Last Friday, the US Supreme Court ruled that the International Emergency Economic Powers Act did not give the President the authority to impose tariffs, providing a lift to global equities. However, President Trump swiftly responded by announcing his intention to apply a 15% global tariff, sending the dollar lower and gold higher as markets moved to price in renewed trade uncertainty.

In fixed income, hotter-than-expected inflation data pushed Treasury yields higher. Looking ahead, Nvidia’s results and forward guidance will be a key focus for investors.

Market recap

Source: Refinitiv

Beyond the numbers

Macroeconomics

The American economy continues to exhibit stubborn resilience. Although fourth-quarter gross domestic product (GDP) (1.4% q/q annualised) was weighed down by a federal shutdown that lopped a full percentage point off the headline growth figure, the underlying engine continues to tick over nicely. Final sales to private domestic purchasers grew by a healthy 2.4%, maintaining the steady 2–3% pace seen in recent quarters.

While recent US flash PMI data were broadly underwhelming, they remain consistent with healthy growth.

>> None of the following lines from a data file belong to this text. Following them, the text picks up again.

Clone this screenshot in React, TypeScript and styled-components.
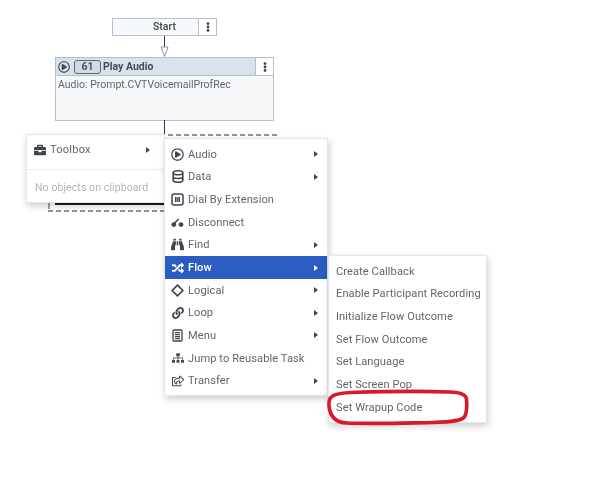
import React from "react";
import styled, { createGlobalStyle } from "styled-components";
import {
  FaBinoculars,
  FaBriefcase,
  FaEllipsisV,
  FaLink,
  FaRandom,
  FaRegPlayCircle,
  FaRegShareSquare,
  FaSitemap,
} from "react-icons/fa";

const GlobalStyle = createGlobalStyle`
  html, body {
    margin: 0;
    padding: 0;
    background: #fff;
  }
  body {
    font-family: Roboto, "Liberation Sans", sans-serif;
  }
`;

// the reference is a soft, rescaled capture
const Canvas = styled.div`
  position: relative;
  width: 600px;
  height: 491px;
  overflow: hidden;
  background: #fff;
  color: #5f6670;
  font-size: 11.1px;
  filter: blur(0.35px);
`;

const StartNode = styled.div`
  position: absolute;
  left: 112px;
  top: 18px;
  width: 105px;
  height: 18px;
  box-sizing: border-box;
  display: flex;
  border: 1px solid #b4c0cf;
  background: #f6f8fb;
`;

const StartLabel = styled.div`
  flex: 1;
  text-align: center;
  font-size: 10.5px;
  line-height: 16px;
  font-weight: 500;
  color: #3f4650;
  padding-left: 18px;
`;

const KebabButton = styled.div`
  width: 17px;
  align-self: stretch;
  display: flex;
  align-items: center;
  justify-content: center;
  background: #fff;
  border-left: 1px solid #b4c0cf;
  color: #3c434d;
`;

const Connector = styled.div<{ $top: number; $height: number }>`
  position: absolute;
  left: 164px;
  top: ${(p) => p.$top}px;
  width: 1px;
  height: ${(p) => p.$height}px;
  background: #333a44;
`;

const ArrowHead = styled.svg`
  position: absolute;
  left: 160px;
  top: 46px;
`;

const AudioNode = styled.div`
  position: absolute;
  left: 55px;
  top: 57px;
  width: 219px;
  height: 64px;
  box-sizing: border-box;
  border: 1px solid #b4c0cf;
  background: #f7f8fa;
`;

const AudioHeader = styled.div`
  height: 17px;
  display: flex;
  align-items: center;
  gap: 2px;
  padding-left: 2px;
  background: #d9e2ec;
  border-bottom: 1px solid #b4c0cf;
  color: #3f4650;
`;

const AudioTitle = styled.span`
  flex: 1;
  font-size: 10.5px;
  font-weight: 700;
  color: #444c57;
`;

const StepBadge = styled.span`
  width: 27px;
  height: 14px;
  margin-left: 2px;
  box-sizing: border-box;
  border: 1px solid #5d6670;
  border-radius: 3px;
  background: #d3dbe4;
  text-align: center;
  font-size: 10.5px;
  line-height: 12px;
  font-weight: 700;
  color: #4a525d;
`;

const AudioBody = styled.div`
  padding: 2px 2px;
  font-size: 10.5px;
  line-height: 14px;
  color: #5f6670;
`;

const DashedLine = styled.div<{ $left: number; $top: number; $width: number }>`
  position: absolute;
  left: ${(p) => p.$left}px;
  top: ${(p) => p.$top}px;
  width: ${(p) => p.$width}px;
  height: 2px;
  background: repeating-linear-gradient(90deg, #8c96a3 0 5px, transparent 5px 8px);
`;

const DashedStub = styled.div`
  position: absolute;
  left: 48px;
  top: 203px;
  width: 2px;
  height: 6px;
  background: #9aa3ae;
`;

const BlackBar = styled.div`
  position: absolute;
  left: 55px;
  top: 202px;
  width: 110px;
  height: 3px;
  background: #1d1d22;
`;

const Menu = styled.div<{ $left: number; $top: number; $width: number; $height: number }>`
  position: absolute;
  left: ${(p) => p.$left}px;
  top: ${(p) => p.$top}px;
  width: ${(p) => p.$width}px;
  height: ${(p) => p.$height}px;
  box-sizing: border-box;
  padding: 4px 0;
  background: #fff;
  border: 1px solid #e4e6e9;
  box-shadow: 1px 3px 7px rgba(0, 0, 0, 0.2);
`;

const ToolboxPanel = styled(Menu)`
  padding: 0;
`;

const Row = styled.div<{ $active?: boolean }>`
  height: 22.65px;
  display: flex;
  align-items: center;
  padding: 0 9px 0 6px;
  letter-spacing: 0.08px;
  background: ${(p) => (p.$active ? "#2a5cc2" : "transparent")};
  color: ${(p) => (p.$active ? "#fff" : "#5f6670")};
  font-weight: ${(p) => (p.$active ? 500 : 400)};
`;

const SubRow = styled(Row)`
  padding: 0 0 0 7px;
`;

const RowIcon = styled.span<{ $active?: boolean }>`
  width: 13px;
  margin-right: 4px;
  display: flex;
  align-items: center;
  justify-content: center;
  color: ${(p) => (p.$active ? "#fff" : "#3f4650")};
`;

const RowLabel = styled.span`
  flex: 1;
  white-space: nowrap;
`;

const Caret = styled.span<{ $active?: boolean }>`
  width: 0;
  height: 0;
  border-left: 4px solid ${(p) => (p.$active ? "#fff" : "#3f4650")};
  border-top: 3.5px solid transparent;
  border-bottom: 3.5px solid transparent;
`;

const ToolboxRow = styled.div`
  height: 29px;
  padding: 0 14px 0 6px;
  display: flex;
  align-items: center;
  margin-bottom: 5px;
  letter-spacing: 0.2px;
`;

const ToolboxDivider = styled.div`
  height: 1px;
  background: #eceef0;
`;

const ClipboardNote = styled.div`
  padding-left: 8px;
  height: 34px;
  display: flex;
  align-items: center;
  font-size: 10.5px;
  letter-spacing: 0.1px;
  color: #aeb4bc;
`;

const Highlight = styled.svg`
  position: absolute;
  left: 322px;
  top: 386px;
`;

const DatabaseIcon = () => (
  <svg width="12" height="13" viewBox="0 0 12 13" fill="none" stroke="currentColor" strokeWidth="1.6">
    <ellipse cx="6" cy="2.8" rx="4.8" ry="2" />
    <path d="M1.2 2.8v7.4c0 1.1 2.1 2 4.8 2s4.8-.9 4.8-2V2.8M1.2 6.5c0 1.1 2.1 2 4.8 2s4.8-.9 4.8-2" />
  </svg>
);

const DialIcon = () => (
  <svg width="13" height="13" viewBox="0 0 13 13">
    <rect x="1" y="1" width="11" height="11" rx="2" fill="none" stroke="currentColor" strokeWidth="1.5" />
    <path d="M4 4h5v5H4z" fill="currentColor" />
    <path d="M5.7 4v5M7.3 4v5" stroke="#fff" strokeWidth=".5" />
  </svg>
);

const DisconnectIcon = () => (
  <svg width="13" height="11" viewBox="0 0 13 11" fill="currentColor">
    <circle cx="2.8" cy="7.6" r="2.4" />
    <circle cx="10" cy="7.6" r="2.4" />
    <path d="M3 5.5 7.2 1.6l1 1-4 4z" />
  </svg>
);

const DiamondIcon = () => (
  <svg width="13" height="13" viewBox="0 0 13 13" fill="none" stroke="currentColor" strokeWidth="1.7">
    <path d="M6.5 1.2 11.8 6.5 6.5 11.800 1.2 6.500z" />
  </svg>
);

const MenuListIcon = () => (
  <svg width="11" height="13" viewBox="0 0 11 13" fill="none" stroke="currentColor" strokeWidth="1.3">
    <rect x="1" y="1" width="9" height="11" rx="1" />
    <path d="M3 3.600h5M3 5.600h5M3 7.600h5M3 9.600h5" />
  </svg>
);

type Item = { label: string; icon: React.ReactNode; more?: boolean; active?: boolean };

const items: Item[] = [
  { label: "Audio", icon: <FaRegPlayCircle size={13} />, more: true },
  { label: "Data", icon: <DatabaseIcon />, more: true },
  { label: "Dial By Extension", icon: <DialIcon /> },
  { label: "Disconnect", icon: <DisconnectIcon /> },
  { label: "Find", icon: <FaBinoculars size={13} />, more: true },
  { label: "Flow", icon: <FaRandom size={12} />, more: true, active: true },
  { label: "Logical", icon: <DiamondIcon />, more: true },
  { label: "Loop", icon: <FaLink size={12} />, more: true },
  { label: "Menu", icon: <MenuListIcon />, more: true },
  { label: "Jump to Reusable Task", icon: <FaSitemap size={12} /> },
  { label: "Transfer", icon: <FaRegShareSquare size={12} />, more: true },
];

const flowActions = [
  "Create Callback",
  "Enable Participant Recording",
  "Initialize Flow Outcome",
  "Set Flow Outcome",
  "Set Language",
  "Set Screen Pop",
  "Set Wrapup Code",
];

export default function App() {
  return (
    <Canvas>
      <GlobalStyle />
      <StartNode>
        <StartLabel>Start</StartLabel>
        <KebabButton>
          <FaEllipsisV size={10} />
        </KebabButton>
      </StartNode>
      <Connector $top={36} $height={11} />
      <ArrowHead width="9" height="11" viewBox="0 0 9 11">
        <path d="M1 1h7L4.500 10.500z" fill="#fff" stroke="#8d97a3" />
      </ArrowHead>
      <AudioNode>
        <AudioHeader>
          <FaRegPlayCircle size={12} />
          <StepBadge>61</StepBadge>
          <AudioTitle>Play Audio</AudioTitle>
          <KebabButton>
            <FaEllipsisV size={10} />
          </KebabButton>
        </AudioHeader>
        <AudioBody>Audio: Prompt.CVTVoicemailProfRec</AudioBody>
      </AudioNode>
      <Connector $top={120} $height={18} />
      <DashedLine $left={168} $top={134} $width={112} />
      <BlackBar />
      <DashedStub />
      <DashedLine $left={48} $top={210} $width={118} />

      <ToolboxPanel $left={26} $top={134} $width={139} $height={69}>
        <ToolboxRow>
          <RowIcon>
            <FaBriefcase size={12} />
          </RowIcon>
          <RowLabel>Toolbox</RowLabel>
          <Caret />
        </ToolboxRow>
        <ToolboxDivider />
        <ClipboardNote>No objects on clipboard</ClipboardNote>
      </ToolboxPanel>

      <Menu $left={164} $top={138} $width={164} $height={258}>
        {items.map((item) => (
          <Row key={item.label} $active={item.active}>
            <RowIcon $active={item.active}>{item.icon}</RowIcon>
            <RowLabel>{item.label}</RowLabel>
            {item.more && <Caret $active={item.active} />}
          </Row>
        ))}
      </Menu>

      <Menu $left={328} $top={255} $width={159} $height={168}>
        {flowActions.map((label) => (
          <SubRow key={label}>
            <RowLabel>{label}</RowLabel>
          </SubRow>
        ))}
      </Menu>

      <Highlight width="152" height="44" viewBox="0 0 152 44" fill="none">
        <path
          d="M7 20C6 11 10 7 30 6.500C62 5.500 100 5 128 6c10 .5 16 2 16.500 7c.5 5 0 13-1.500 17c-2 5-14 6-32 6.500c-30 .5-62 1.500-86 .5C14 36.500 8 31 7 20z"
          stroke="#d9182a"
          strokeWidth="3.6"
        />
      </Highlight>
    </Canvas>
  );
}
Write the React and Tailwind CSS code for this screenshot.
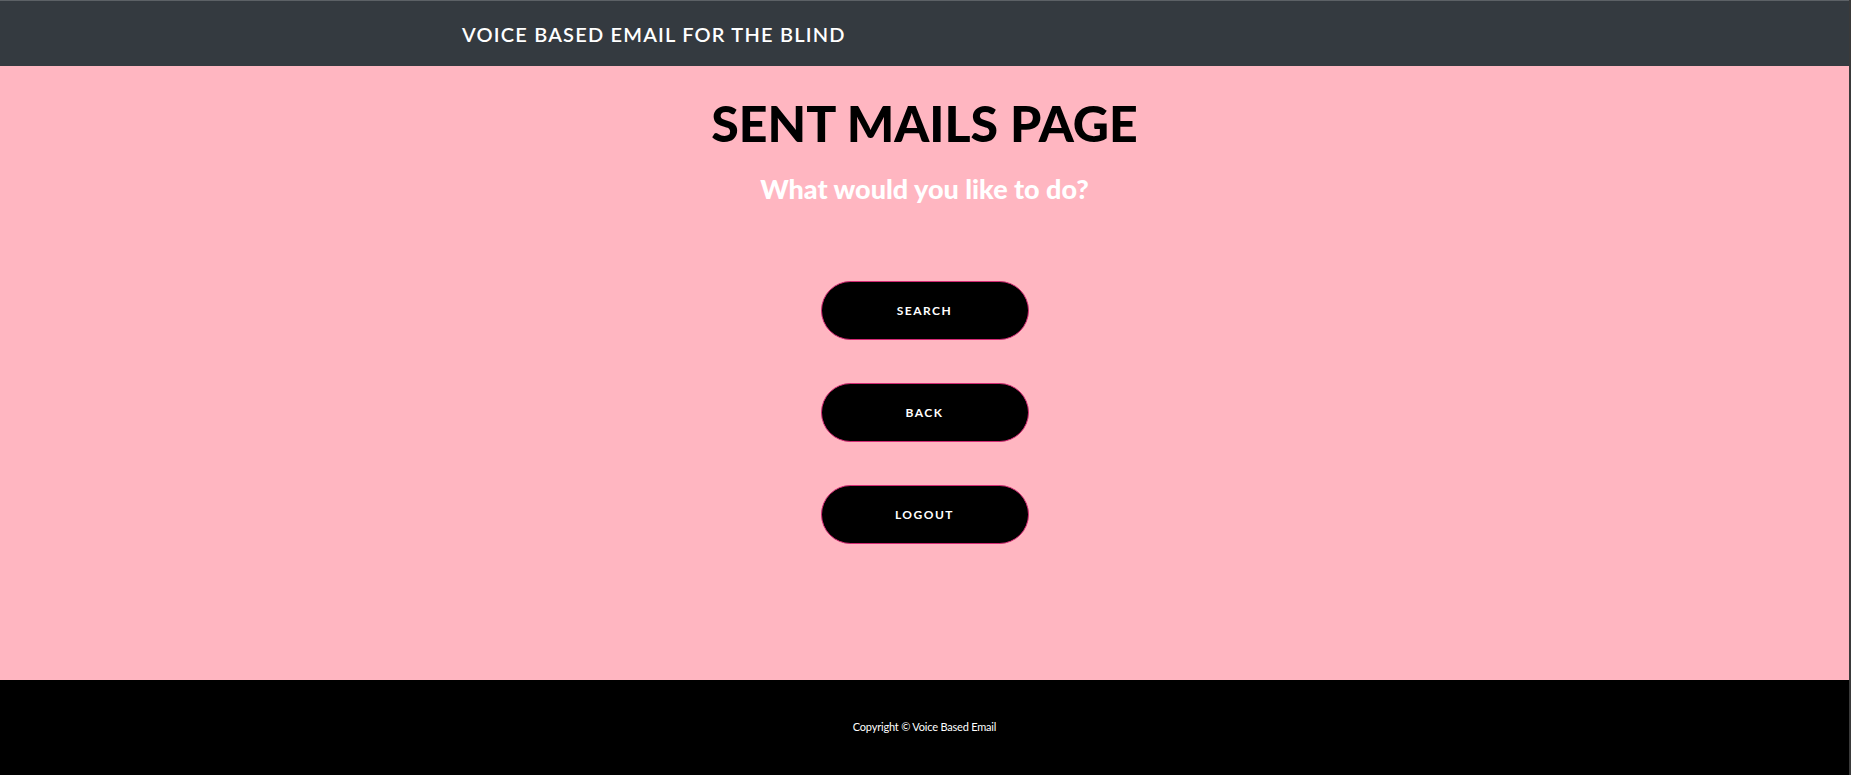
import React from 'react';

const buttons = ['SEARCH', 'BACK', 'LOGOUT'];

const App = () => {
  return (
    <div className="flex w-full h-[775px] overflow-hidden bg-[#3a3a3a]" style={{ fontFamily: 'Lato, "Open Sans", sans-serif' }}>
      <div className="flex-1 flex flex-col">
        {/* Navbar */}
        <header className="h-[66px] bg-[#343a40] border-t border-[#5c6166] flex items-center">
          <div className="pl-[462px] text-white text-[20px] font-semibold tracking-[1.2px] leading-none">
            VOICE BASED EMAIL FOR THE BLIND
          </div>
        </header>

        {/* Main */}
        <main className="h-[614px] bg-[#ffb6c1] flex flex-col items-center pt-[28px]">
          <h1 className="text-[50px] leading-[58px] font-black text-black">SENT MAILS PAGE</h1>
          <h3 className="mt-[22px] text-[27px] leading-[30px] font-black text-white">What would you like to do?</h3>
          <div className="mt-[77px] flex flex-col gap-[43px]">
            {buttons.map((b) => (
              <button
                key={b}
                className="w-[208px] h-[59px] rounded-full bg-black border border-[#d42a74] text-white text-[12px] font-bold tracking-[1.5px]"
              >
                {b}
              </button>
            ))}
          </div>
        </main>

        {/* Footer */}
        <footer className="flex-1 bg-black flex items-center justify-center">
          <p className="text-white text-[11px] tracking-[-0.2px]">Copyright © Voice Based Email</p>
        </footer>
      </div>
      <div className="w-[2px] bg-[#3a3a3a]" />
    </div>
  );
};

export default App;
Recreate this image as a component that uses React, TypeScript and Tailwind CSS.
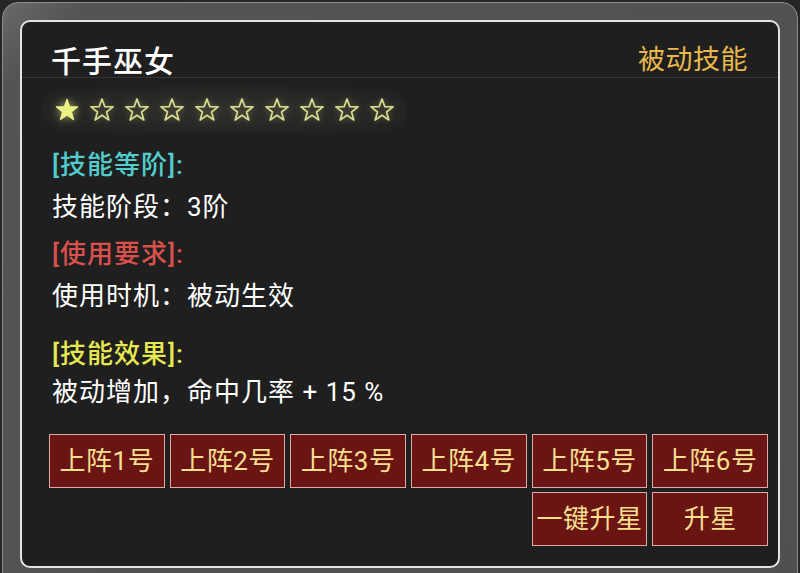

Manufacturing (51.2 vs. 52.4 expected) felt the chill of adverse weather, suffering a dip in orders and output that mirrored a cooling in the services sector (down from 52.7 to 52.3). Beneath the surface, anxiety over exports and hiring has clouded the mood, even as new business remains buoyant. Inflationary pressures, however, refuse to subside entirely. Personal consumption expenditures (PCE) rose by 0.4% m/m (3.0% y/y), driven by price hikes in recreation and food, offering a firmer reading than last week’s consumer price index (CPI) data might have suggested. In a legal shift, the US Supreme Court struck down President Trump’s emergency tariffs, ruling they exceeded the executive’s authority. Trump immediately reacted by invoking a different 1974 statue to impose a temporary 15% global surcharge.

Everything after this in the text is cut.